Monday, November 7, 2011

The Kite Runner

> It may be unfair, but what happens in a few days, sometimes even a single day, can change the course of a whole lifetime...
> I wondered if that was how forgiveness budded; not with the fanfare of epiphany, but with pain gathering its things, packing up, and slipping away unannounced in the middle of the night.
> It was only a smile, nothing more. It didn't make everything all right. It didn't make ANYTHING all right. Only a smile. A tiny thing. A leaf in the woods, shaking in the wake of a startled bird's flight. But I'll take it. With open arms. Because when spring comes, it melts the snow one flake at a time, and maybe I just witnessed the first flake melting.

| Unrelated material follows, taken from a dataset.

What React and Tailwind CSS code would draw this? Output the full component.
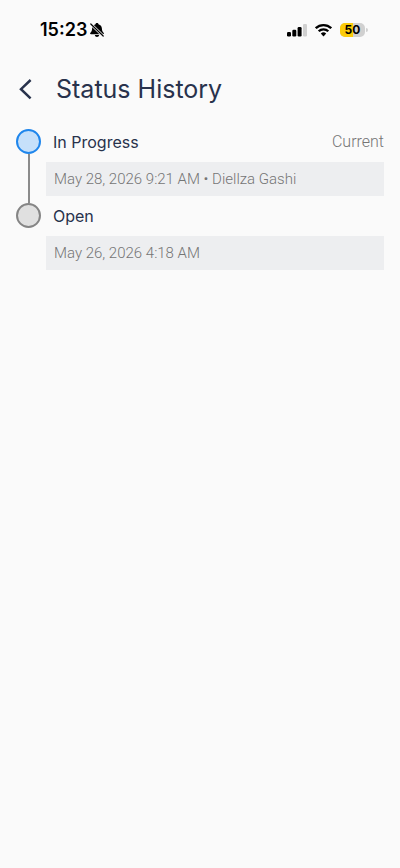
const history = [
  {
    id: 1,
    status: 'In Progress',
    detail: 'May 28, 2026 9:21 AM • Diellza Gashi',
    current: true
  },
  { id: 2, status: 'Open', detail: 'May 26, 2026 4:18 AM', current: false }
];

export default function App() {
  return (
    <div className="min-h-screen bg-[#fafafa] font-['Inter',sans-serif] text-[#28324c]">
      <StatusBar />
      <header className="flex h-15 items-center gap-5 px-4">
        <button type="button" aria-label="Back" className="flex h-8 w-5 items-center justify-center">
          <svg width="20" height="24" viewBox="0 0 20 24" fill="none" stroke="currentColor" strokeWidth="2.5">
            <path d="M14.6 2L5 11.2l9.6 9.2" />
          </svg>
        </button>
        <h1 className="text-[25px]">Status History</h1>
      </header>
      <main className="px-4 pt-[9px]">
        <ol>
          {history.map((entry, index) => (
            <HistoryEntry key={entry.id} entry={entry} last={index === history.length - 1} />
          ))}
        </ol>
      </main>
    </div>
  );
}

function HistoryEntry({ entry, last }) {
  return (
    <li className="flex gap-[5px]">
      <div className="flex w-[25px] flex-col items-center">
        <span
          className={
            entry.current
              ? 'size-[25px] rounded-full border-2 border-[#1f86ec] bg-[#c6e0fa]'
              : 'size-[25px] rounded-full border-2 border-[#858585] bg-[#e0e0e0]'
          }
        />
        {!last && <span className="w-0.5 flex-1 bg-[#8b8b8b]" />}
      </div>
      <div className="flex flex-1 flex-col gap-[7px] pb-[7px]">
        <div className="flex h-[26px] items-center justify-between pl-[7px]">
          <h2 className="text-base">{entry.status}</h2>
          {entry.current && (
            <span className="font-['Roboto',sans-serif] text-base font-light text-[#757575]">Current</span>
          )}
        </div>
        <p className="bg-[#edeef0] px-2 py-[7px] font-['Roboto',sans-serif] text-[15px] leading-5 font-light text-[#757575]">
          {entry.detail}
        </p>
      </div>
    </li>
  );
}

function StatusBar() {
  return (
    <div className="flex h-15 items-center justify-between pr-8 pl-10 text-black">
      <div className="flex items-center gap-0.5">
        <span className="text-lg font-semibold">15:23</span>
        <MutedBell />
      </div>
      <div className="flex items-center gap-2">
        <svg width="20" height="14" viewBox="0 0 20 14" fill="currentColor">
          <rect x="0" y="9" width="4" height="4.5" rx="1.2" />
          <rect x="5.3" y="6.8" width="4" height="6.7" rx="1.2" />
          <rect x="10.6" y="4" width="4" height="9.5" rx="1.2" />
          <rect x="16" y="1" width="4" height="12.5" rx="1.2" fill="#d0d0d0" />
        </svg>
        <svg width="17" height="14" viewBox="0 0 17 14" fill="none" stroke="currentColor" strokeWidth="2.3">
          <path d="M0.8 5.2a11 11 0 0 1 15.4 0" />
          <path d="M3.7 8.3a6.8 6.8 0 0 1 9.6 0" />
          <path d="M8.5 13.4L5.8 10.6a3.9 3.9 0 0 1 5.4 0z" fill="currentColor" stroke="none" />
        </svg>
        <Battery level={50} />
      </div>
    </div>
  );
}

function MutedBell() {
  return (
    <svg width="16" height="16" viewBox="0 0 16 16">
      <path
        fill="currentColor"
        d="M8 1c.8 0 1.4.5 1.5 1.2 2.1.6 3.3 2.2 3.4 4.3.1 2.2.6 3.2 1.7 4.2.6.6.3 1.5-.6 1.5H2c-.9 0-1.2-.9-.6-1.5 1.1-1 1.600-2 1.700-4.200.1-2.100 1.300-3.700 3.400-4.300C6.600 1.500 7.200 1 8 1zM5.800 13h4.400c-.2 1.200-1.100 1.900-2.200 1.900s-2-.7-2.200-1.900z"
      />
      <path d="M1.8 2l12.400 12" stroke="#fafafa" strokeWidth="2.6" />
      <path d="M1.8 2l12.400 12" stroke="currentColor" strokeWidth="1.2" strokeLinecap="round" />
    </svg>
  );
}

function Battery({ level }) {
  return (
    <div className="flex items-center gap-px">
      <div className="relative h-[14px] w-[25px] overflow-hidden rounded-[5px] bg-[#d0d0d0]">
        <div className="h-full bg-[#fccc0a]" style={{ width: `${level}%` }} />
        <span className="absolute inset-0 text-center text-xs leading-[14px] font-bold">{level}</span>
      </div>
      <span className="h-1 w-0.5 rounded-r-full bg-[#d0d0d0]" />
    </div>
  );
}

> People say that eyes are windows to the soul.
> Not a word passes between us, not because we have nothing to say, but because we don't have to say anything.
> Quiet is peace. Tranquility. Quiet is turning down the volume knob on life. Silence is pushing the off button. Shutting it down. All of it.
> I didn't remember what month that was, or what year even. I only knew the memory lived in me, a perfectly encapsulated morsel of a good past, a brushstroke of color on the gray, barren canvas that our lives had become.
> The problem, of course, was that [he] saw the world in black and white. And he got to decide what was black and what was white. You can't love a person who lives that way without fearing him too. Maybe even hating him a little.
> As far as I know, he never asked where she had been or why she had left and she never told. I guess some stories do not need telling.
> Yes, hope is a strange thing. Peace at last. But at what price?
> There will be no floating waway. There will be no other reality tonight.
> Was there happiness at the end [of the movie], they wanted to know.
If someone were to ask me today whether the story of Hassan, Sohrab, and me ends with happiness, I wouldn't know what to say.
Does anybody's?
After all, life is not a Hindi movie. Zendagi migzara, Afghans like to say: Life goes on, undmindful of beginning, en, kamyab, nah-kam, crisis or catharsis, moving forward like a slow, dusty caravan of kochis.
> I brought Hassan/s son from Afghanistan to America, lifting him from the certainty of turmoil and dropping him in a turmoil of uncertainty.
> That was a long time ago, but it's wrong what they say about the past, I've learned, about how you can bury it. Because the past claws its way out.
> A part of me was hoping someone would wake up and hear, so I wouldn't have to live with this lie anymore. But no one woke up and in the silence that followed, I understood the nature of my new curse: I was going to get away with it.